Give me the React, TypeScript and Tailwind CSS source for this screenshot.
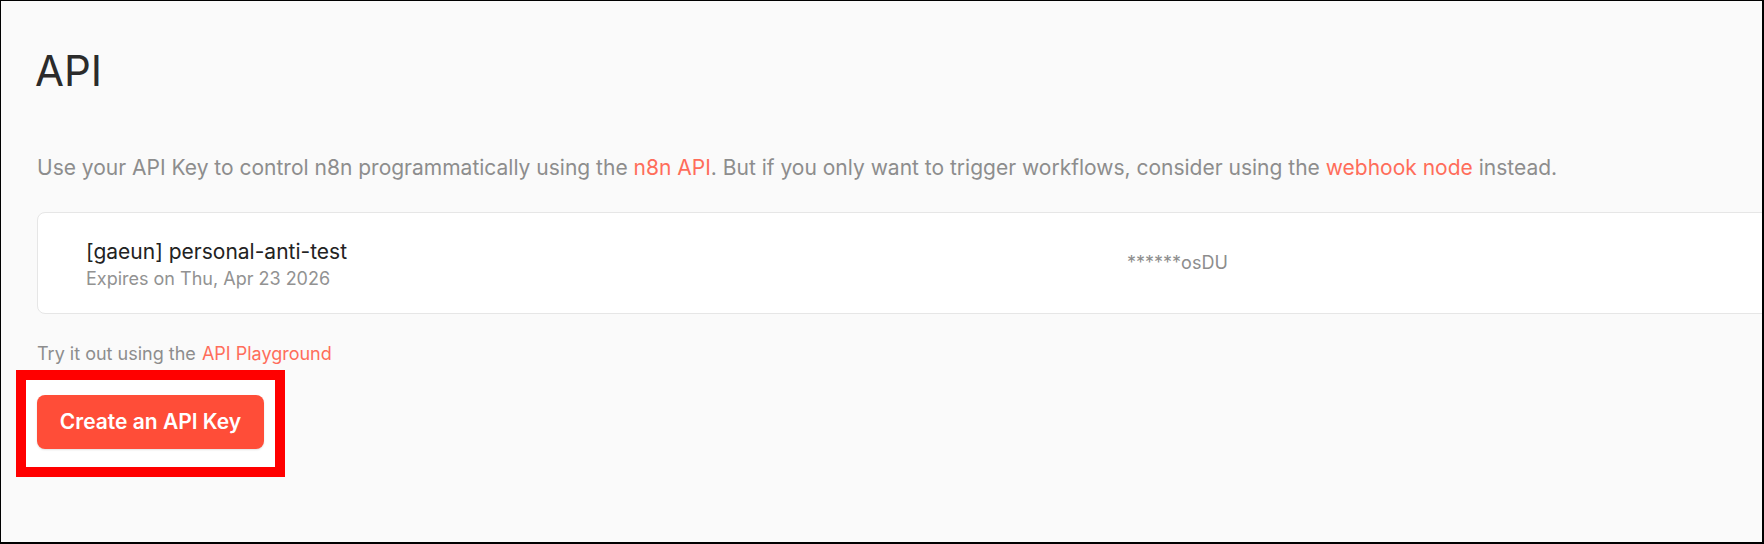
import React from 'react';

const App: React.FC = () => {
  return (
    <div
      className="w-[1764px] h-[544px] overflow-hidden bg-[#fafafa] border-l border-t border-r-2 border-b-2 border-black"
      style={{ fontFamily: 'Inter, "Liberation Sans", sans-serif' }}
    >
      <div className="pl-[36px] pt-[45px]">
        {/* Header */}
        <h1 className="-ml-[2px] text-[42px] leading-[50px] font-normal text-[#2b2b2b]">API</h1>

        {/* Descripción */}
        <p className="mt-[57px] text-[21px] leading-[30px] text-[#8d8d8d] whitespace-nowrap">
          Use your API Key to control n8n programmatically using the{' '}
          <a className="text-[#ff6d5a]">n8n API</a>. But if you only want to trigger workflows, consider using the{' '}
          <a className="text-[#ff6d5a]">webhook node</a> instead.
        </p>

        {/* Tarjeta de API key */}
        <div className="mt-[29px] w-[1800px] h-[102px] flex items-center bg-white border border-[#e6e6e6] rounded-[8px] pl-[48px]">
          <div className="w-[1041px] flex flex-col pt-[2px]">
            <span className="text-[21px] leading-[27px] text-[#222222]">[gaeun] personal-anti-test</span>
            <span className="mt-[2px] text-[18px] leading-[24px] text-[#929292]">Expires on Thu, Apr 23 2026</span>
          </div>
          <span className="text-[18px] leading-[24px] text-[#8d8d8d]">******osDU</span>
        </div>

        {/* Playground */}
        <p className="mt-[26px] text-[18px] leading-[27px] text-[#8d8d8d] whitespace-nowrap">
          Try it out using the <a className="ml-[1px] text-[#ff6d5a]">API Playground</a>
        </p>

        {/* Botón resaltado */}
        <div className="mt-[3px] -ml-[21px] w-[269px] h-[107px] border-[10px] border-[#ff0000] bg-white pl-[11px] pt-[15px]">
          <button className="w-[227px] h-[54px] rounded-[8px] bg-[#ff4d38] text-white text-[21px] font-semibold shadow-[0_1px_2px_rgba(0,0,0,0.12)]">
            Create an API Key
          </button>
        </div>
      </div>
    </div>
  );
};

export default App;
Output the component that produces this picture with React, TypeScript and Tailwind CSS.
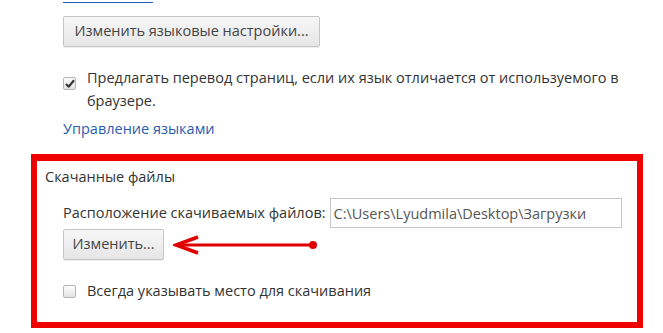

▶ **The problem**: Take the material above from its first line through the line holding "text-[42px] leading-[50px] font-normal" and set it down exactly, without the pictures.

▶ **The answer**:
Give me the React, TypeScript and Tailwind CSS source for this screenshot.
import React from 'react';

const App: React.FC = () => {
  return (
    <div
      className="w-[1764px] h-[544px] overflow-hidden bg-[#fafafa] border-l border-t border-r-2 border-b-2 border-black"
      style={{ fontFamily: 'Inter, "Liberation Sans", sans-serif' }}
    >
      <div className="pl-[36px] pt-[45px]">
        {/* Header */}
        <h1 className="-ml-[2px] text-[42px] leading-[50px] font-normal text-[#2b2b2b]">API</h1>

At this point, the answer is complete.